The presentation includes all kinds of future truths that are not yet true — numbers we're going to hit and percentage growth, that x number of people posted y number of jobs and so on. All of that's what we're trying to manifest. I went to my team and told them which numbers to focus on, and how we're going to do it. It gives supreme focus and purpose to what they're doing. And in theory, if they believe or are good at their jobs, which everyone on my team is, they'll hit their numbers, which means we all hit our numbers, which means raising money should, in theory, be easy. 

I'm also taking the presentation for six months from now and showing it to investors today. “This is the deck I'm going to show you in six months. What do you think what's missing? Is this investible?” And as they give me feedback, I can change the future. And it's kind of me calling my shot, but if in six months it comes true, I look like I know what I'm doing.

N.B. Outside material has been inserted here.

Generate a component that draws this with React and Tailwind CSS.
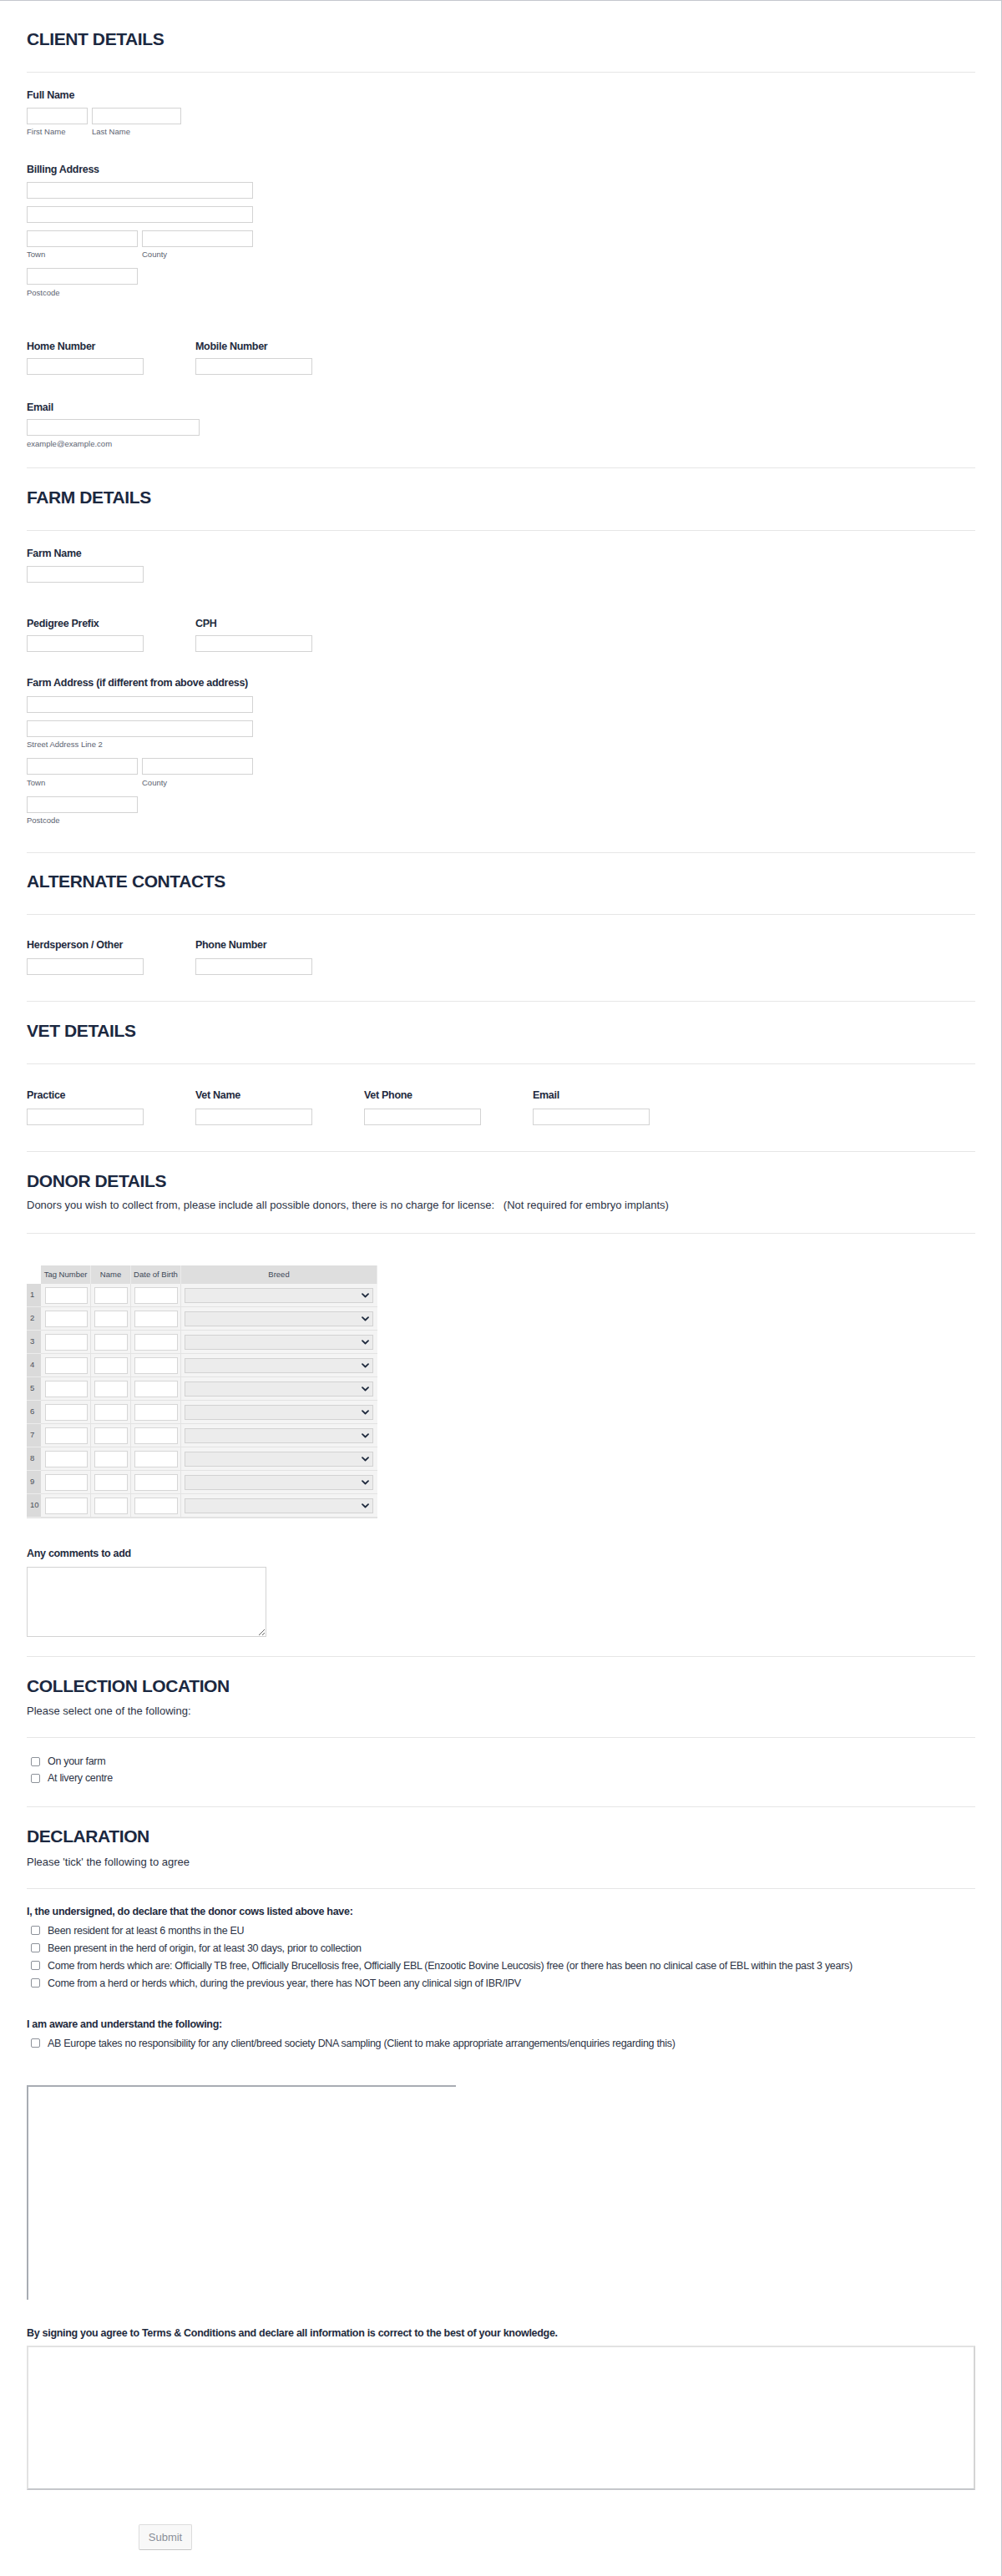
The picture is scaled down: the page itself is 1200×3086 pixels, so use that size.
import React from 'react';

const H = ({ children, className = '' }) => (
  <h2 className={`text-[21px] leading-[24px] font-bold tracking-[-0.4px] text-[#1b2840] ${className}`}>{children}</h2>
);
const Hr = ({ className = '' }) => <div className={`border-t border-[#e6e6e6] ${className}`} />;
const Label = ({ children, className = '' }) => (
  <div className={`text-[12.5px] leading-[14px] font-bold tracking-[-0.3px] text-[#1f2b3e] ${className}`}>{children}</div>
);
const Sub = ({ children, className = '' }) => (
  <div className={`text-[9.5px] leading-[12px] text-[#5b6270] ${className}`}>{children}</div>
);
const Input = ({ className = '' }) => (
  <input type="text" className={`block h-[20px] border border-[#d3d3d3] bg-white ${className}`} />
);
const SubText = ({ children, className = '' }) => (
  <p className={`text-[13px] leading-[16px] text-[#2c3345] ${className}`}>{children}</p>
);
const Check = ({ children, className = '' }) => (
  <div className={`flex items-center gap-[9px] pl-[5px] text-[12.5px] leading-[14px] tracking-[-0.3px] text-[#2c3345] ${className}`}>
    <span className="block h-[11px] w-[11px] shrink-0 rounded-[2px] border border-[#8d929a] bg-white" />
    <span>{children}</span>
  </div>
);

const Chevron = () => (
  <svg width="9" height="6" viewBox="0 0 9 6" className="block">
    <path d="M1 1.2 L4.5 4.5 L8 1.2" fill="none" stroke="#1f2b3e" strokeWidth="1.8" strokeLinecap="round" strokeLinejoin="round" />
  </svg>
);

const rows = [1, 2, 3, 4, 5, 6, 7, 8, 9, 10];

export default function App() {
  return (
    <div className="min-h-[3086px] w-[1200px] border-t border-r border-[#c4c7cd] bg-white font-['Liberation_Sans',Arial,sans-serif]">
      <div className="pl-8 pr-[31px] pt-[34px] pb-[31px]">
        {/* CLIENT DETAILS */}
        <H>CLIENT DETAILS</H>
        <Hr className="mt-[27px]" />
        <Label className="mt-[20px]">Full Name</Label>
        <div className="mt-[8px] flex gap-[5px]">
          <div>
            <Input className="w-[73px]" />
            <Sub className="mt-[3px]">First Name</Sub>
          </div>
          <div>
            <Input className="w-[107px]" />
            <Sub className="mt-[3px]">Last Name</Sub>
          </div>
        </div>

        <Label className="mt-[32px]">Billing Address</Label>
        <Input className="mt-[8px] w-[271px]" />
        <Input className="mt-[9px] w-[271px]" />
        <div className="mt-[9px] flex gap-[5px]">
          <div>
            <Input className="w-[133px]" />
            <Sub className="mt-[3px]">Town</Sub>
          </div>
          <div>
            <Input className="w-[133px]" />
            <Sub className="mt-[3px]">County</Sub>
          </div>
        </div>
        <Input className="mt-[10px] w-[133px]" />
        <Sub className="mt-[4px]">Postcode</Sub>

        <div className="mt-[51px] flex">
          <div className="w-[202px]">
            <Label>Home Number</Label>
            <Input className="mt-[7px] w-[140px]" />
          </div>
          <div className="w-[202px]">
            <Label>Mobile Number</Label>
            <Input className="mt-[7px] w-[140px]" />
          </div>
        </div>

        <Label className="mt-[32px]">Email</Label>
        <Input className="mt-[7px] w-[207px]" />
        <Sub className="mt-[4px]">example@example.com</Sub>

        {/* FARM DETAILS */}
        <Hr className="mt-[22px]" />
        <H className="mt-[23px]">FARM DETAILS</H>
        <Hr className="mt-[27px]" />
        <Label className="mt-[20px]">Farm Name</Label>
        <Input className="mt-[8px] w-[140px]" />

        <div className="mt-[42px] flex">
          <div className="w-[202px]">
            <Label>Pedigree Prefix</Label>
            <Input className="mt-[7px] w-[140px]" />
          </div>
          <div className="w-[202px]">
            <Label>CPH</Label>
            <Input className="mt-[7px] w-[140px]" />
          </div>
        </div>

        <Label className="mt-[30px]">Farm Address (if different from above address)</Label>
        <Input className="mt-[9px] w-[271px]" />
        <Input className="mt-[9px] w-[271px]" />
        <Sub className="mt-[3px]">Street Address Line 2</Sub>
        <div className="mt-[10px] flex gap-[5px]">
          <div>
            <Input className="w-[133px]" />
            <Sub className="mt-[4px]">Town</Sub>
          </div>
          <div>
            <Input className="w-[133px]" />
            <Sub className="mt-[4px]">County</Sub>
          </div>
        </div>
        <Input className="mt-[10px] w-[133px]" />
        <Sub className="mt-[3px]">Postcode</Sub>

        {/* ALTERNATE CONTACTS */}
        <Hr className="mt-[32px]" />
        <H className="mt-[22px]">ALTERNATE CONTACTS</H>
        <Hr className="mt-[27px]" />
        <div className="mt-[29px] flex">
          <div className="w-[202px]">
            <Label>Herdsperson / Other</Label>
            <Input className="mt-[9px] w-[140px]" />
          </div>
          <div className="w-[202px]">
            <Label>Phone Number</Label>
            <Input className="mt-[9px] w-[140px]" />
          </div>
        </div>

        {/* VET DETAILS */}
        <Hr className="mt-[31px]" />
        <H className="mt-[23px]">VET DETAILS</H>
        <Hr className="mt-[27px]" />
        <div className="mt-[30px] flex">
          {['Practice', 'Vet Name', 'Vet Phone', 'Email'].map((l) => (
            <div key={l} className="w-[202px]">
              <Label>{l}</Label>
              <Input className="mt-[9px] w-[140px]" />
            </div>
          ))}
        </div>

        {/* DONOR DETAILS */}
        <Hr className="mt-[31px]" />
        <H className="mt-[23px]">DONOR DETAILS</H>
        <SubText className="mt-[9px]">
          Donors you wish to collect from, please include all possible donors, there is no charge for license:{'\u00a0\u00a0 '}(Not required for embryo implants)
        </SubText>
        <Hr className="mt-[25px]" />

        <div className="mt-[38px] w-[420px] border-b border-[#e2e2e2]">
          <div className="grid h-[22px] grid-cols-[17px_60px_48px_60px_235px]">
            <div />
            {['Tag Number', 'Name', 'Date of Birth', 'Breed'].map((h) => (
              <div
                key={h}
                className="flex items-center justify-center border-r border-[#ebebeb] bg-[#dedede] text-[9.5px] text-[#3c4757]"
              >
                {h}
              </div>
            ))}
          </div>
          {rows.map((n) => (
            <div key={n} className="grid h-[28px] grid-cols-[17px_60px_48px_60px_235px]">
              <div className="flex items-center border-b border-[#ececec] bg-[#dadada] pl-[4px] text-[9.5px] text-[#4a4f57]">
                {n}
              </div>
              <div className="flex items-center border-r border-b border-[#e3e3e3] bg-[#f4f4f4] pl-[5px]">
                <input type="text" className="block h-[20px] w-[51px] border border-[#d6d6d6] bg-white" />
              </div>
              <div className="flex items-center border-r border-b border-[#e3e3e3] bg-[#f4f4f4] pl-[4px]">
                <input type="text" className="block h-[20px] w-[40px] border border-[#d6d6d6] bg-white" />
              </div>
              <div className="flex items-center border-r border-b border-[#e3e3e3] bg-[#f4f4f4] pl-[4px]">
                <input type="text" className="block h-[20px] w-[52px] border border-[#d6d6d6] bg-white" />
              </div>
              <div className="flex items-center border-b border-[#e3e3e3] bg-[#f4f4f4] pl-[4px]">
                <div className="flex h-[18px] w-[226px] items-center justify-end border border-[#d2d2d2] bg-[#ececec] pr-[4px]">
                  <Chevron />
                </div>
              </div>
            </div>
          ))}
        </div>

        <Label className="mt-[35px]">Any comments to add</Label>
        <textarea className="mt-[9px] block h-[84px] w-[287px] border border-[#d3d3d3] bg-white" />

        {/* COLLECTION LOCATION */}
        <Hr className="mt-[23px]" />
        <H className="mt-[23px]">COLLECTION LOCATION</H>
        <SubText className="mt-[10px]">Please select one of the following:</SubText>
        <Hr className="mt-[23px]" />
        <div className="mt-[18px]">
          <Check className="h-[20px]">On your farm</Check>
          <Check className="h-[20px]">At livery centre</Check>
        </div>

        {/* DECLARATION */}
        <Hr className="mt-[24px]" />
        <H className="mt-[23px]">DECLARATION</H>
        <SubText className="mt-[11px]">Please 'tick' the following to agree</SubText>
        <Hr className="mt-[23px]" />
        <Label className="mt-[20px]">I, the undersigned, do declare that the donor cows listed above have:</Label>
        <div className="mt-[5px]">
          <Check className="h-[21px]">Been resident for at least 6 months in the EU</Check>
          <Check className="h-[21px]">Been present in the herd of origin, for at least 30 days, prior to collection</Check>
          <Check className="h-[21px]">
            Come from herds which are: Officially TB free, Officially Brucellosis free, Officially EBL (Enzootic Bovine Leucosis) free (or there has been no clinical case of EBL within the past 3 years)
          </Check>
          <Check className="h-[21px]">
            Come from a herd or herds which, during the previous year, there has NOT been any clinical sign of IBR/IPV
          </Check>
        </div>

        <Label className="mt-[32px]">I am aware and understand the following:</Label>
        <div className="mt-[5px]">
          <Check className="h-[21px]">
            AB Europe takes no responsibility for any client/breed society DNA sampling (Client to make appropriate arrangements/enquiries regarding this)
          </Check>
        </div>

        {/* Signature */}
        <div className="mt-[40px] h-[257px] w-[514px] border-t-2 border-l-2 border-[#a8acb3]" />

        <Label className="mt-[33px]">
          By signing you agree to Terms &amp; Conditions and declare all information is correct to the best of your knowledge.
        </Label>
        <div className="mt-[8px] h-[173px] w-full border-2 border-t-[#e2e2e2] border-l-[#e2e2e2] border-b-[#c5c7cb] border-r-[#d5d5d5]" />

        <button
          type="button"
          className="mt-[41px] ml-[134px] block h-[31px] w-[64px] rounded-[2px] border border-[#dcdcdc] border-b-[#c6c6c6] bg-[#f8f8f8] text-[13px] text-[#8a8f98]"
        >
          Submit
        </button>
      </div>
    </div>
  );
}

I sincerely hope the metrics that we're projecting for when I'm going to raise my next round are astronomically higher than they have to be. And I hope that I'll have a lot of yeses and therefore a lot of people to choose from, which means I’ll have the luxury of not having to take whatever money I can, but to be very choosy about what money I take. Alignment of vision is important because an investment is not just money if they really like you. It's not just the million dollar check, it’s helping you hire people and a great network and all these connections. My hope would be that in addition to strategic alignment and then sharing my vision, I also have people to help shape that vision, and give me mentorship and help me learn in ways that don't involve me spending money and time making mistakes. 

But as I’ve said before, I wouldn’t change making those mistakes for anything. They have taught me to get very clear on my vision, which I wouldn’t have done had I not been forced to do the hard work. This company is my life, and it’s not a job to me. So if it doesn't work, I don't work. I know there is a way to make it work. The question is, how long will it take me to get it there?